Start by thinking about what you would like to achieve by establishing more trees. These could be economic, environmental, or social objectives – perhaps a balance between all three. Is it to enhance biodiversity, to help prevent flooding, a commercial enterprise, a community initiative, or something else?
You may already have a clear idea of the scheme you wish to pursue, or you may be looking for ideas. See our shared vision for a tree-rich Devon to inspire you. This takes account of Devon’s landscapes today, and the many different existing types of tree cover in Devon’s landscape, which have been planted (or established naturally) for many different reasons. It also explains the permissions needed for different tree establishment schemes.
What scale? Things to consider
If you are planning to plant a tree, re-establish a field corner copse / scrubby corner, increase the number of hedgerow trees, encourage wider field boundaries through natural regeneration, or plant an individual tree to be a veteran of the future, then these could probably be done almost anywhere in Devon without any negative consequences. Please use our guidance and the seven steps to help you choose the right place for the right tree, but you should be able to ‘fast-track’ some sections that relate more to woodland establishment
Different sizes of woodland creation schemes have different requirements in terms of permissions and the documentation you will need to produce:
|Small schemes (less than 2 hectares)||These schemes have the fewest restrictions and do not usually require consent other than from the landowner. However you must check for potential sensitivities (see Step 3) before planting and take additional advice if needed.|
|Medium schemes (2 – 5 hectares)||You must check for potential sensitivities (see Step 3). If your site is within an AONB or National Park you must also request a screening opinion from the Forestry Commission on whether you need to prepare an Environmental Impact Assessment (EIA) via the UK Forestry Standard (UKFS) 2017. Using the UKFS 2017 Forest Design Principles is recommended everywhere but is not compulsory outside protected landscapes. Guidance on how to apply the UKFS 2017 Forest Design Principles in Devon is provided in Step 4: Choose the right place.|
|Large schemes (5+ hectares)||You must check for potential sensitivities (see Step 3) and you must also request a screening opinion from the Forestry Commission on whether you need to prepare an Environmental Impact Assessment (EIA) via the UK Forestry Standard (UKFS) 2017. Guidance on how to apply the UKFS 2017 Forest Design Principles in Devon is provided in Step 4: Choose the right place.|
For more information about Environmental Impact Assessments for woodlands, see the Forestry Commission’s afforestation thresholds table. See also the Forestry Commission’s Guide to Planning New Woodland in England
Consult the Forestry Commission
Consult the Forestry Commission for advice on any woodland creation scheme, including whether your scheme would trigger the need for EIA screening. There is a requirement for a scheme to declare any adjacent afforestation within the last 5 years. This allows consideration of any likely cumulative effects of your scheme on the environment together with nearby schemes.

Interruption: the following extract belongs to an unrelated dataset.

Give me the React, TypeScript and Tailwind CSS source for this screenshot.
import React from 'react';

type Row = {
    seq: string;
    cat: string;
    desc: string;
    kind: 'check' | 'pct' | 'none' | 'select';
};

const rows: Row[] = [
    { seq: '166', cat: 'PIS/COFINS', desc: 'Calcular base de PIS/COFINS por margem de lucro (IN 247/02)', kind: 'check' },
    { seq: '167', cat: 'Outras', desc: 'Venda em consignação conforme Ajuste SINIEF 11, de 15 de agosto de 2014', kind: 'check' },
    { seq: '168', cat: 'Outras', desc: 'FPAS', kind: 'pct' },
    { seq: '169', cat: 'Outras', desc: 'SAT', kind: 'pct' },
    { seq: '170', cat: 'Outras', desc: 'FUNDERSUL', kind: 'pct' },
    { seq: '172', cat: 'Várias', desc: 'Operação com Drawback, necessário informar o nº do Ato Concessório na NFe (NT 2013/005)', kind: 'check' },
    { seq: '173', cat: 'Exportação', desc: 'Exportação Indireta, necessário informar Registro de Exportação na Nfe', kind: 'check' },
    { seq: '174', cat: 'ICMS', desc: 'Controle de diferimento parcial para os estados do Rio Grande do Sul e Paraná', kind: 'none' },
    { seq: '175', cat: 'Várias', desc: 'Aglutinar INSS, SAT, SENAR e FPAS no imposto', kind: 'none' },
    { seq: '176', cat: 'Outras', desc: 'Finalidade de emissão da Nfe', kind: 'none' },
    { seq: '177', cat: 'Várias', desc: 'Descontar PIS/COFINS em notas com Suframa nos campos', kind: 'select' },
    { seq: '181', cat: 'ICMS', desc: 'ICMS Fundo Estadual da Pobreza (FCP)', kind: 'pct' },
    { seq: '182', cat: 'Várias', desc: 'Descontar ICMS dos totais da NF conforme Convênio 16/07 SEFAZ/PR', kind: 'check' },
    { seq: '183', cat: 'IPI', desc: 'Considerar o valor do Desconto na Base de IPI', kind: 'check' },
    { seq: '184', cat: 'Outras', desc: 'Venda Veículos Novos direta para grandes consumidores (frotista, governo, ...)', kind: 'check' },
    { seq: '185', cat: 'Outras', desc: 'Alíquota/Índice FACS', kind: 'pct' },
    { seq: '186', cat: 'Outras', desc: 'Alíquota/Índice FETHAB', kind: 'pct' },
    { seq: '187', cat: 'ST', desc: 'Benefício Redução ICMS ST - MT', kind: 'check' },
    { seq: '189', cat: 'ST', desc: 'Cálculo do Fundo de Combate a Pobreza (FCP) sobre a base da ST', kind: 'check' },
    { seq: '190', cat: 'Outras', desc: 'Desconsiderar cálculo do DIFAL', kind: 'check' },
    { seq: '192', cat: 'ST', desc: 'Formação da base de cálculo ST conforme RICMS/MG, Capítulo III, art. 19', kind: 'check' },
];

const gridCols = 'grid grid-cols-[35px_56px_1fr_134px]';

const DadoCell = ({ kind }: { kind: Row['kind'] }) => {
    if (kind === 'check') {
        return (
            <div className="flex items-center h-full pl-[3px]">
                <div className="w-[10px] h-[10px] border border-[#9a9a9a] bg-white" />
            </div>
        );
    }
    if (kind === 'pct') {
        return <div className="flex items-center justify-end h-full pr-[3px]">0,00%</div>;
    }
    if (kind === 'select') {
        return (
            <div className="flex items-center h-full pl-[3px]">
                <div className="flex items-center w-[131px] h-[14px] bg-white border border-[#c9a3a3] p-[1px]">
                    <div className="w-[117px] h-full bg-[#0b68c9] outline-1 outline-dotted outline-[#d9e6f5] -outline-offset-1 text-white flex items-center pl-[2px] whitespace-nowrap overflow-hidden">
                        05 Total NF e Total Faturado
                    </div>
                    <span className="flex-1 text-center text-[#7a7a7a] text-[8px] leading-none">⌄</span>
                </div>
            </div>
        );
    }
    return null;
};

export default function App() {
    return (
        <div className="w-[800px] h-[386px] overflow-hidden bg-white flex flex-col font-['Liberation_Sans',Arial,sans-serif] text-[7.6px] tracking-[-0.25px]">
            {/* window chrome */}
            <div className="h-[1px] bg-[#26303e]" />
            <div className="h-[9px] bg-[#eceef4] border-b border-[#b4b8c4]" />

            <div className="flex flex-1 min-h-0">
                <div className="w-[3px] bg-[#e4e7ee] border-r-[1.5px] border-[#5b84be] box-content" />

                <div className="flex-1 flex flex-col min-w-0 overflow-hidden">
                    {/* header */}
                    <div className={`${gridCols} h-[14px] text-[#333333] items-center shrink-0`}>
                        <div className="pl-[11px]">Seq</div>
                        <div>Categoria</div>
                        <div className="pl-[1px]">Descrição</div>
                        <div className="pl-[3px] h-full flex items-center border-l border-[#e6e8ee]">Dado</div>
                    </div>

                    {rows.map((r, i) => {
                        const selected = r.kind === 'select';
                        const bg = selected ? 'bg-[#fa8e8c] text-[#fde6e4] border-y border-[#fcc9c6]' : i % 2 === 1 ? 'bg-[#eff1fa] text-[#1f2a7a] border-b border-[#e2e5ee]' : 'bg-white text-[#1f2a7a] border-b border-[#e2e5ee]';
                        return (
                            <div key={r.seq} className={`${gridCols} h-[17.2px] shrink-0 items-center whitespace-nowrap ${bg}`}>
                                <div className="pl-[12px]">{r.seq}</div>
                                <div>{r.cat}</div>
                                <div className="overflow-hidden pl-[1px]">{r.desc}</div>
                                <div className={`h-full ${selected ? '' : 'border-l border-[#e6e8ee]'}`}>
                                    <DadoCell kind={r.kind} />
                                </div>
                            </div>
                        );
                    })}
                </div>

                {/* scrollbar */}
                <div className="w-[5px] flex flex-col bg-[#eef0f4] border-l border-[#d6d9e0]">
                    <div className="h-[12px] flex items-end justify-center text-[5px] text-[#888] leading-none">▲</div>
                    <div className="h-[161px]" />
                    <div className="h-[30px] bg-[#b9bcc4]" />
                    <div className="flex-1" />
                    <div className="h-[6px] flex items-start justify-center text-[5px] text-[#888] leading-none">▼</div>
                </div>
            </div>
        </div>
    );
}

Fitting into the bigger picture
There are strategies, policies and plans in place at National, County and Local levels which encourage tree planting, regeneration and positive management of trees and woodland. Tying in with these will enable your scheme to contribute to a bigger picture, which should increase its environmental benefits. See Step 6 for full details of these, as well as information on other available help and support.